Nur weil ich denke, heißt nicht, dass ich bin. Dass ich denke, bedeutet einzig, dass eine intellektuelle Aktivität im Gange ist – es bedeutet nicht notwendigerweise, dass diese Aktivität einem einzelnen, eigenständigen Wesen zugeschrieben werden kann. Das war der Irrtum von Descartes: zu denken, dass das Selbst etwas Einfaches, Transparentes, Eigenständiges ist.
Die Aufklärung hat uns in uns gefangen gehalten – was aber nicht heißt, dass wir für uns selbst transparent sind. Selbsterkenntnis ist weder einfach noch selbstverständlich: unsere eigenen erstpersönlichen Erfahrungen, über uns selbst genauso wie über die Welt, bringen nicht nur Licht ins Dunkel – sie verdunkeln auch.
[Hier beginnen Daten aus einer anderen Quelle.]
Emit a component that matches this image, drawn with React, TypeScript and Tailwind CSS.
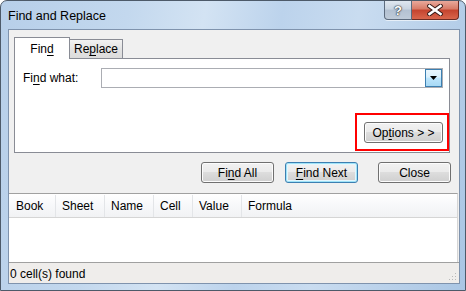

Unsere eigenen Bedürfnisse, unsere Wünsche, unsere Motivationen – hat irgendjemand diese Dinge wirklich perfekt im Griff?
In Anbetracht der vielen Versionen von uns selbst, die wir in Hoskings Werk reflektiert sehen – ergeben diese einzelnen Umrisse, zusammen, in irgendeiner Form ein verständliches Ganzes?
Manchmal ist es nötig, dass mein Partner mir sagt, dass ich Hunger habe oder dass ich überarbeitet bin. Manchmal ist es nötig, dass mein Sohn mir sagt, dass ich mir in Wirklichkeit wünsche, mich mit ihm unter dem Bett zu verstecken. Auf sozialer Ebene bin ich im wahrsten Sinne des Wortes auf meine Familie angewiesen, um mich bei einigen der wichtigsten Facetten meiner Identität zu unterstützen: die Dinge über mich selbst, die ich sehe, wenn ich in mich hineinschaue.
Solipsismus ist nicht möglich – denn wir können uns selbst nur durch andere Menschen verstehen. Selbst mit gänzlich nach innen gerichtetem Blick können wir mit Sicherheit auch einen Blick von ihnen erhaschen.